Não há dados sistematizados sobre os mecanismos de participação e consulta sobre o uso de recursos hídricos que estão sendo aplicados nem quantas são as comunidades beneficiadas por eles. Igualmente, não há dados sistematizados sobre a representação dessas comunidades em comitês de Bacia e noutros fóruns decisórios pelo País.
Recomendações
- Garantir a participação social efetiva em todos os níveis de tomada de decisão sobre recursos hídricos e saneamento, com atenção à inclusão de comunidades tradicionais ou em vulnerabilidade social, estabelecendo e implementado estratégia para a universalizar o acesso à água e aos serviços de saneamento.
- Garantir a transparência em todas as instâncias da gestão pública dos recursos hídricos e saneamento, incluindo nos comitês de Bacias, órgãos estaduais e empresas com outorga de serviços.
- Preservar a vegetação existente e restaurar ecossistemas a fim de proteger as águas do País.
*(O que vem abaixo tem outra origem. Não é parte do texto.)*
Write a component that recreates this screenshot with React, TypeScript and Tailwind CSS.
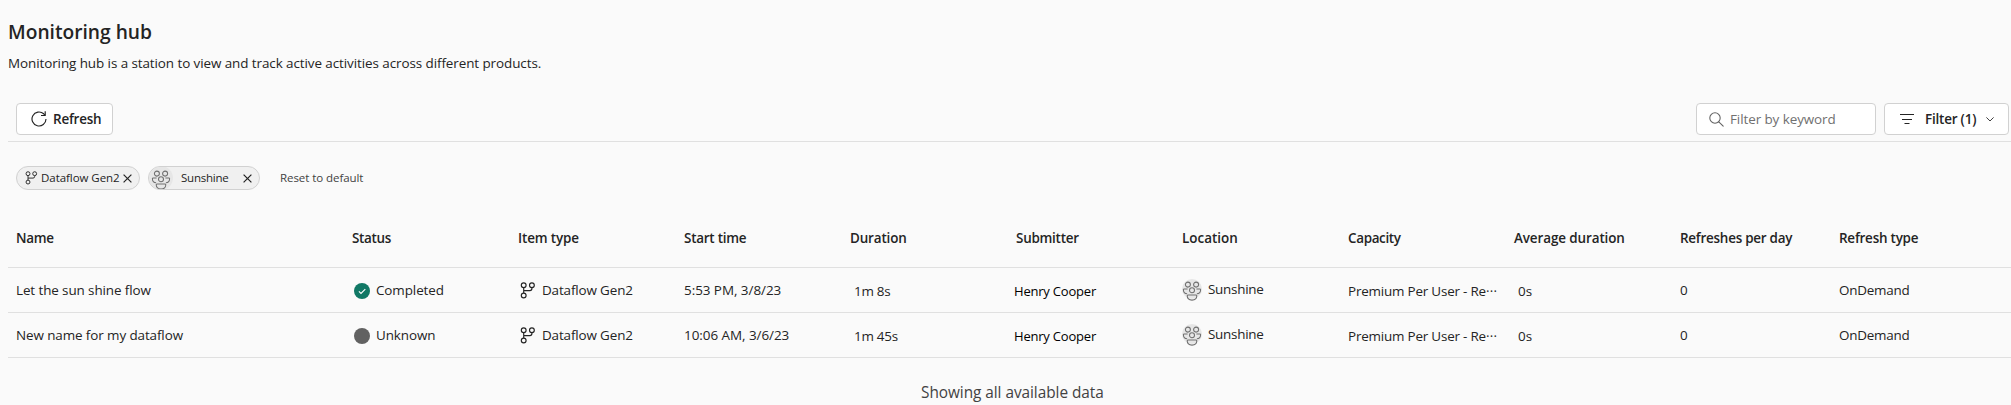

Nesse sentido, manter e aprimorar os mecanismos de proteção a ecossistemas e impedir os retrocessos em matéria ambiental que tramitam no Legislativo brasileiro (como a proposta de “flexibilização” do licenciamento ambiental e do uso de agrotóxicos).
- Incorporar o direito ao saneamento básico no artigo 5o da Constituição Federal.
- Promover estratégia nacional para o reuso e uso racional da água em todos os setores, agrícola, industrial, comercial, de serviços e residencial.
- Incorporar a água e saneamento na NDC (Contribuição Nacionalmente Determinada) do Brasil.